28 April 2009 78 views No Comment

“Oh no, the economic crisis is upon us!” But who really knows what that even means? Why should we care? How will it really affect anyone?

A depression occurs when the Gross Domestic Product (GDP) of a nation falls by over 10%. But what is GDP? Gross Domestic Product, in simplest terms, is all the money that is brought in by a country through the creation of goods, sale of goods, import/export of goods, any tax money MINUS all the losses seen from import/export, expenses in the country: infrastructure, health care, education, war, development aid, etc.

To simply put it, if your house was a little country and the combined income of your family was $100,000, this amount, minus all of the expenses for the year – mortgage, school fees, taxes, food, shelter, car payments, etc. – would leave your family with a certain amount. For this example, we will say that it is $50,000 leftover. This amount is the GDP of your household.

What is a recession or depression then? Now that we understand GDP, let us take a closer look at recession and depression.

GDP is always moving up and down each month, this is why it is difficult to calculate gains or losses on a month-to-month basis. Usually, economists calculate it on an annual basis. Seasonal differences make it hard to compare July, where more are out enjoying the day and spending, versus January, where it may be cold and there is a hangover from holiday spending.

By comparing Jan. 2009 with Jan. 2010 then, we can limit the change in circumstances when calculating GDP.

If the economy begins to sharply fall as has been the recent case, it is more likely to compare GDP’s by quarterly intervals (4 times a year). Some define a recession as when the GDP, regardless of by how much, has fallen over two consecutive quarters.

A depression, most experts agree, is a decline in GDP by 10% from the same period annually. (ie: a 10% GDP loss between April 2009 and April 2010) For our previous example, this means that your family now has only $45,000 ($50,000 – 10% (or $5000) left to spend this year.

Once the economy begins to falter, other parts of society are affected. With less money, your family loses confidence in the market and is more likely to hold onto that money when usually you would have spent it. This further hurts the economy when it happens on a mass scale.

Unemployment rates go much higher as funds are spread thin, prices for food rise as production, import and availability become less secure. In the current economic crisis, house prices in the US have sharply dropped as citizens are unable to make payments.
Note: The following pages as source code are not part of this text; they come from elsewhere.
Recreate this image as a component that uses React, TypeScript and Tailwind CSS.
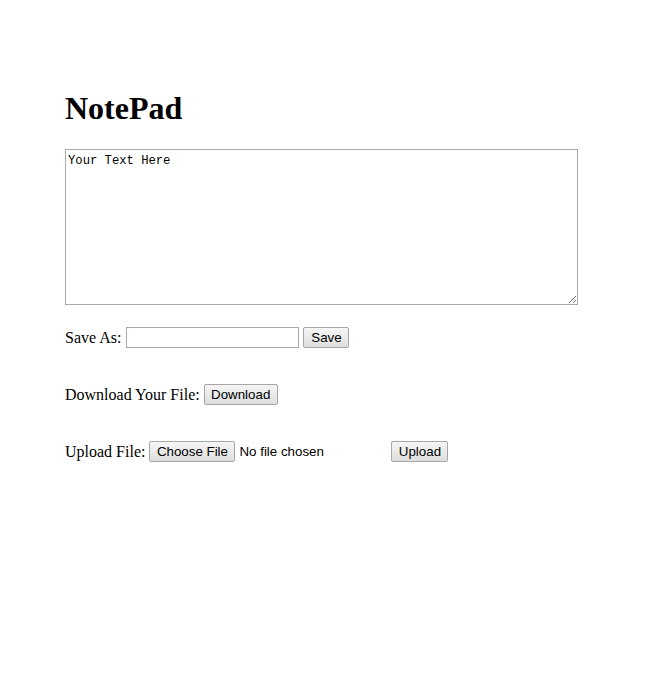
import React from "react"

function OldButton({ label, width }: { label: string; width: string }) {
  return (
    <button
      type="button"
      className={`${width} h-[21px] shrink-0 rounded-[2px] border border-[#a6a6a6] bg-gradient-to-b from-[#f6f6f6] to-[#dedede] px-[6px] font-['Liberation_Sans',Arial,sans-serif] text-[13.33px] leading-none text-black`}
    >
      {label}
    </button>
  )
}

export default function App() {
  return (
    <div className="min-h-[696px] bg-white pl-[65px] pt-[90px] font-['Liberation_Serif','Times_New_Roman',serif] text-[16px] text-black">
      <h1 className="text-[32px] font-bold leading-[37px]">NotePad</h1>

      <textarea
        defaultValue="Your Text Here"
        className="mt-[22px] block h-[156px] w-[513px] resize border border-[#a9a9a9] px-[2px] pb-[2px] pt-[4px] font-['Liberation_Mono','Courier_New',monospace] text-[12.2px] leading-[15px] text-black outline-none"
      />

      {/* Save row */}
      <div className="mt-[22px] flex h-[21px] items-center gap-[4px]">
        <span>Save As:</span>
        <input
          type="text"
          className="ml-px h-[21px] w-[173px] border border-[#a9a9a9] px-[2px] font-['Liberation_Sans',Arial,sans-serif] text-[13.33px] outline-none"
        />
        <OldButton label="Save" width="w-[46px]" />
      </div>

      {/* Download row */}
      <div className="mt-[36px] flex h-[21px] items-center gap-[4px]">
        <span>Download Your File:</span>
        <OldButton label="Download" width="w-[74px]" />
      </div>

      {/* Upload row */}
      <div className="mt-[36px] flex h-[21px] items-center gap-[4px]">
        <span>Upload File:</span>
        <div className="flex w-[238px] items-center gap-[4px]">
          <OldButton label="Choose File" width="w-[86px]" />
          <span className="font-['Liberation_Sans',Arial,sans-serif] text-[13.33px]">No file chosen</span>
        </div>
        <OldButton label="Upload" width="w-[57px]" />
      </div>
    </div>
  )
}
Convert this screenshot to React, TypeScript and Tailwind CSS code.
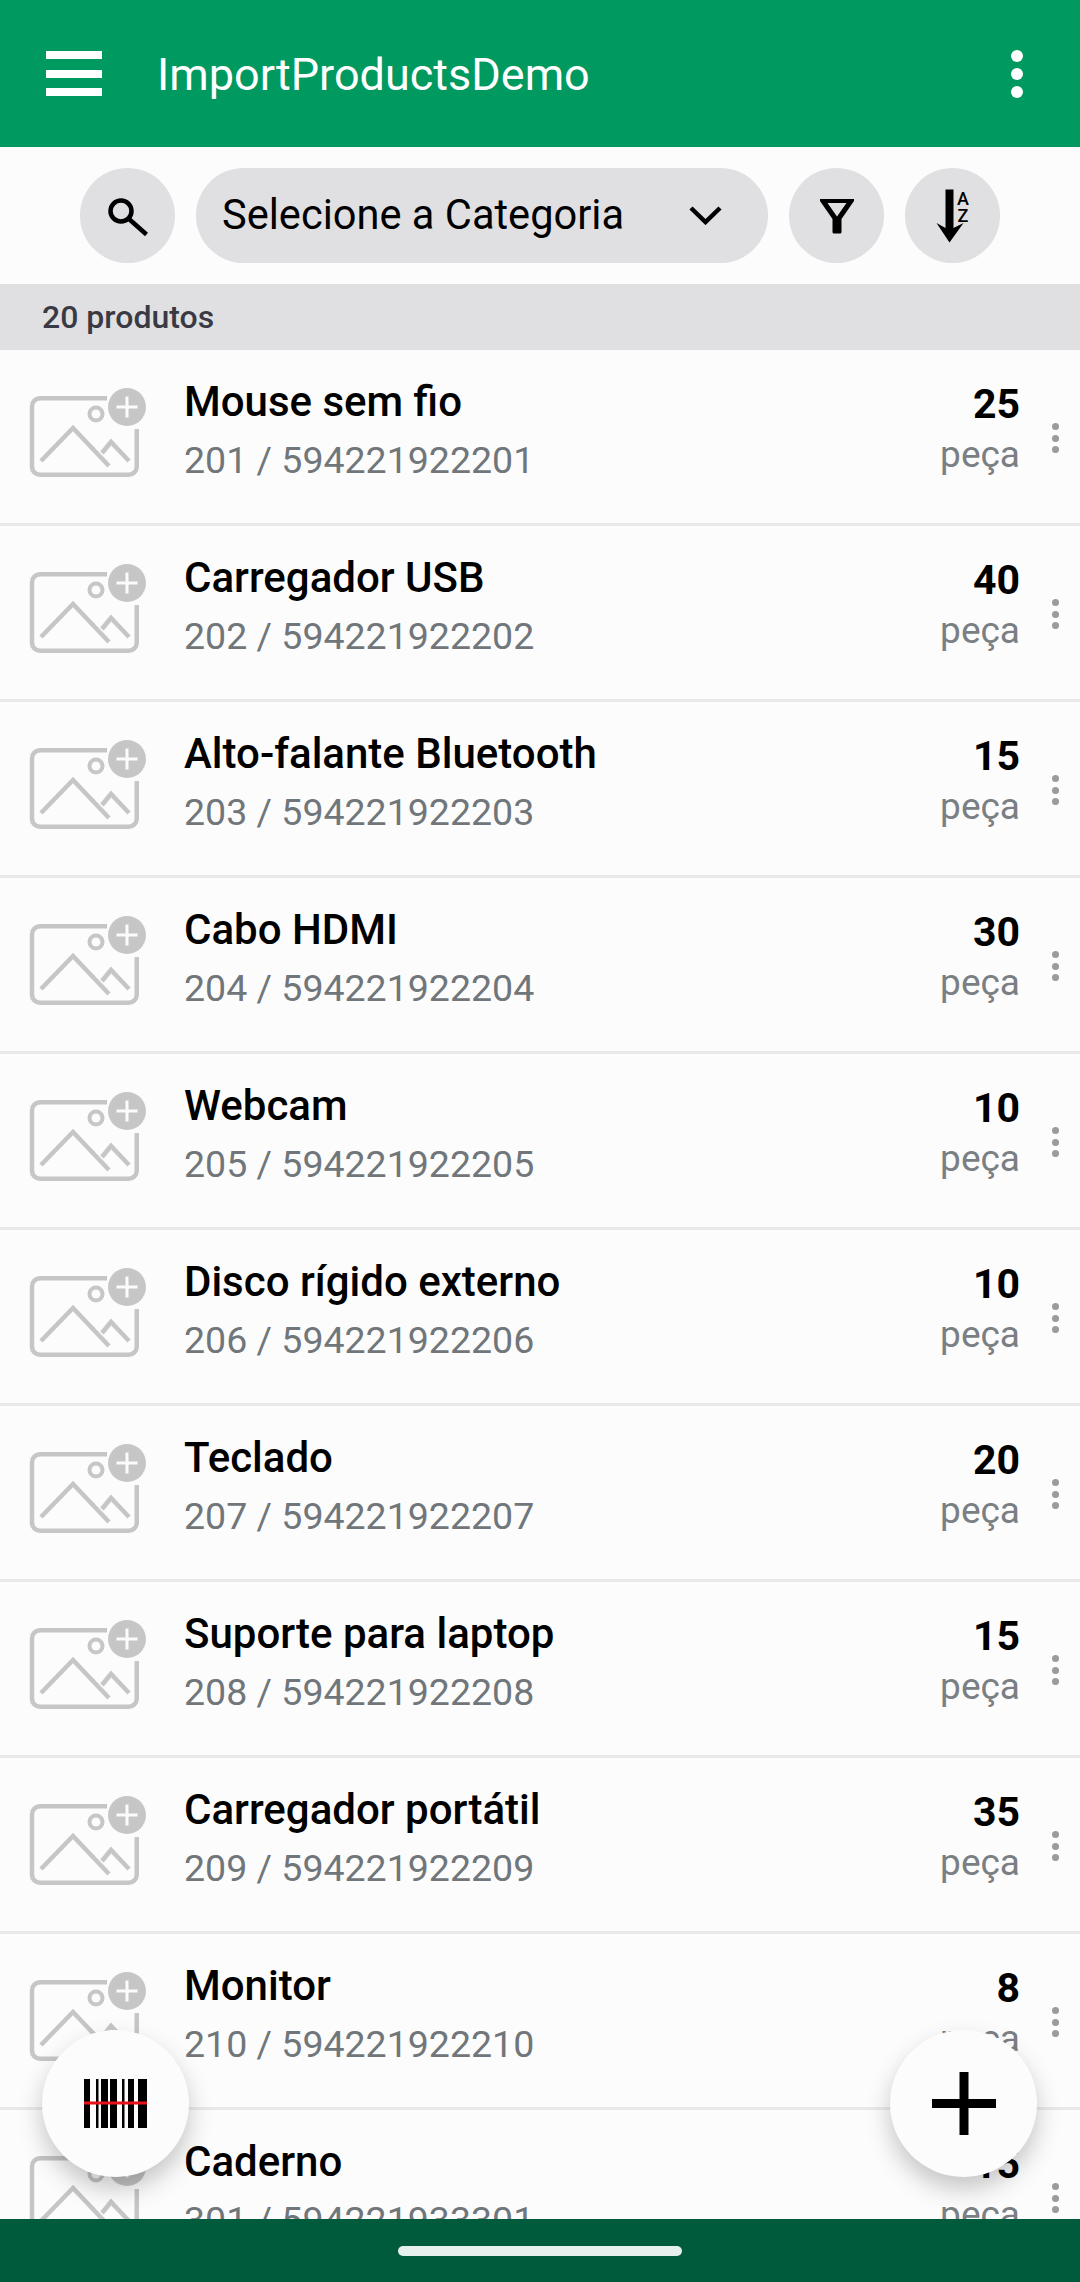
const products = [
  { name: "Mouse sem fio", code: "201 / 594221922201", qty: "25" },
  { name: "Carregador USB", code: "202 / 594221922202", qty: "40" },
  { name: "Alto-falante Bluetooth", code: "203 / 594221922203", qty: "15" },
  { name: "Cabo HDMI", code: "204 / 594221922204", qty: "30" },
  { name: "Webcam", code: "205 / 594221922205", qty: "10" },
  { name: "Disco rígido externo", code: "206 / 594221922206", qty: "10" },
  { name: "Teclado", code: "207 / 594221922207", qty: "20" },
  { name: "Suporte para laptop", code: "208 / 594221922208", qty: "15" },
  { name: "Carregador portátil", code: "209 / 594221922209", qty: "35" },
  { name: "Monitor", code: "210 / 594221922210", qty: "8" },
  { name: "Caderno", code: "301 / 594221933301", qty: "15" },
];

const PhotoPlaceholder = () => (
  <svg width="120" height="94" viewBox="0 0 120 94" className="flex-none" fill="none">
    <path
      d="M79 11.25H12a8 8 0 0 0-8 8V79.75a8 8 0 0 0 8 8H100.75a8 8 0 0 0 8-8V42"
      stroke="#c6c6c6"
      strokeWidth="4.5"
    />
    <path d="M13 74L45 41L81 79M74 66L83 55L101 74" stroke="#c6c6c6" strokeWidth="4.5" />
    <circle cx="68" cy="27" r="6.5" stroke="#c6c6c6" strokeWidth="4" />
    <circle cx="99" cy="20" r="19" fill="#c6c6c6" />
    <path d="M99 9.5V30.5M88.5 20H109.5" stroke="#fcfcfd" strokeWidth="3" />
  </svg>
);

const ProductRow = ({ name, code, qty }: { name: string; code: string; qty: string }) => (
  <div className="flex h-[176px] flex-none items-start border-b-[3px] border-[#e9e9eb] pl-[28px]">
    <div className="mt-[37px]">
      <PhotoPlaceholder />
    </div>
    <div className="ml-[36px] mt-[28px] flex min-w-0 flex-1 flex-col">
      <span className="text-[42px] font-medium leading-[48px] text-black">{name}</span>
      <span className="mt-[11px] text-[37.5px] leading-[46px] text-[#70767a]">{code}</span>
    </div>
    <div className="mt-[29px] flex flex-col items-end">
      <span className="text-[41px] font-bold leading-[50px] text-black">{qty}</span>
      <span className="mt-[3px] text-[37px] leading-[46px] text-[#7a7f83]">peça</span>
    </div>
    <div className="ml-[30px] mr-[20px] mt-[73px] flex w-[10px] flex-col items-center gap-[4.6px]">
      <span className="h-[7px] w-[7px] rounded-full bg-[#9b9b9b]" />
      <span className="h-[7px] w-[7px] rounded-full bg-[#9b9b9b]" />
      <span className="h-[7px] w-[7px] rounded-full bg-[#9b9b9b]" />
    </div>
  </div>
);

export default function App() {
  return (
    <div className="relative flex h-[2282px] w-[1080px] flex-col overflow-hidden bg-[#fcfcfd] font-['Roboto',sans-serif]">
      <header className="flex h-[147px] flex-none items-center bg-[#009960] pl-[46px] pr-[57px]">
        <div className="flex h-[45px] w-[56px] flex-col justify-between">
          <span className="h-[8px] bg-white" />
          <span className="h-[8px] bg-white" />
          <span className="h-[8px] bg-white" />
        </div>
        <h1 className="ml-[55px] mt-[3px] flex-1 text-[45px] font-normal text-white">ImportProductsDemo</h1>
        <div className="flex h-[48px] w-[12px] flex-col justify-between">
          <span className="h-[12px] w-[12px] rounded-full bg-white" />
          <span className="h-[12px] w-[12px] rounded-full bg-white" />
          <span className="h-[12px] w-[12px] rounded-full bg-white" />
        </div>
      </header>

      <div className="flex h-[137px] flex-none items-center gap-[21px] pl-[80px]">
        <button className="flex h-[95px] w-[95px] items-center justify-center rounded-full bg-[#e0e0e2]">
          <svg width="44" height="44" viewBox="0 0 44 44" fill="none" stroke="#000" strokeWidth="4.5">
            <circle cx="15" cy="17" r="10.5" />
            <path d="M23 25L40.5 40.5" />
          </svg>
        </button>
        <div className="flex h-[95px] w-[572px] items-center justify-between rounded-full bg-[#e0e0e2] pl-[26px] pr-[46px]">
          <span className="text-[41.6px] text-black">Selecione a Categoria</span>
          <svg width="33" height="19" viewBox="0 0 33 19" fill="none" stroke="#000" strokeWidth="4.5">
            <path d="M2 2L16.5 16L31 2" />
          </svg>
        </div>
        <button className="flex h-[95px] w-[95px] items-center justify-center rounded-full bg-[#e0e0e2]">
          <svg width="36" height="36" viewBox="0 0 36 36">
            <path
              d="M1 1H35V3L22.5 21V34a1.5 1.5 0 0 1-1.5 1.5H15a1.5 1.5 0 0 1-1.5-1.5V21L1 3ZM8.5 5L18 18.5L27.5 5Z"
              fill="#000"
              fillRule="evenodd"
            />
          </svg>
        </button>
        <button className="flex h-[95px] w-[95px] items-center justify-center rounded-full bg-[#e0e0e2]">
          <svg width="40" height="56" viewBox="0 0 40 56">
            <path d="M12.5 1.5H20.5V40L30.5 35L16.5 54.5L3.5 35L12.5 40Z" fill="#000" />
            <text x="30" y="16.5" fontFamily="Roboto" fontSize="18" fontWeight="500" textAnchor="middle" fill="#000">A</text>
            <text x="30" y="33.5" fontFamily="Roboto" fontSize="18" fontWeight="500" textAnchor="middle" fill="#000">Z</text>
          </svg>
        </button>
      </div>

      <div className="flex h-[66px] flex-none items-center bg-[#e0e0e2] pl-[42px]">
        <span className="text-[32px] font-medium text-[#3a3a44]">20 produtos</span>
      </div>

      <main className="flex min-h-0 flex-1 flex-col overflow-hidden">
        {products.map((p) => (
          <ProductRow key={p.code} {...p} />
        ))}
      </main>

      <footer className="flex h-[63px] flex-none items-start justify-center bg-[#005a3c] pt-[27px]">
        <span className="h-[10px] w-[284px] rounded-full bg-[#e6f0ec]" />
      </footer>

      <button className="absolute left-[42px] top-[2030px] flex h-[147px] w-[147px] items-center justify-center rounded-full bg-[#fcfcfd] shadow-[0_12px_24px_rgba(0,0,0,0.22)]">
        <svg width="63" height="49" viewBox="0 0 63 49">
          <path
            d="M0 0H6V49H0ZM12 0H14.5V49H12ZM17 0H24V49H17ZM26 0H33V49H26ZM38 0H40.5V49H38ZM44 0H50V49H44ZM54 0H63V49H54Z"
            fill="#000"
          />
          <rect x="0" y="22.5" width="63" height="3" fill="#e8101a" />
        </svg>
      </button>
      <button className="absolute left-[890px] top-[2030px] flex h-[147px] w-[147px] items-center justify-center rounded-full bg-[#fcfcfd] shadow-[0_12px_24px_rgba(0,0,0,0.22)]">
        <svg width="64" height="63" viewBox="0 0 64 63">
          <path d="M27.5 0H36.5V27H64V36H36.5V63H27.5V36H0V27H27.5Z" fill="#000" />
        </svg>
      </button>
    </div>
  );
}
Since the burden is being shared across the country, it is difficult for anyone to buy that house and its value diminishes.

While most of us live day-to-day without really seeing the direct effects of the econonomic crisis, there are many people who have lost jobs, houses and lifestyles. Some critics suggest that the economy is dictated by the powers that be and crisis’ are purposefully calculated to exert power over the public. For example, if mints decide to print more money, than each dollar is worth less.

Stimulus packages, introduced around the world, have been attempts to revive the failing economy by bringing confidence back into the market.  Ultimately, there are so many conflicting views on what is a recession or depression, and how to revive the economy, that it leaves the public out of understanding. It may never affect you, it may affect you directly.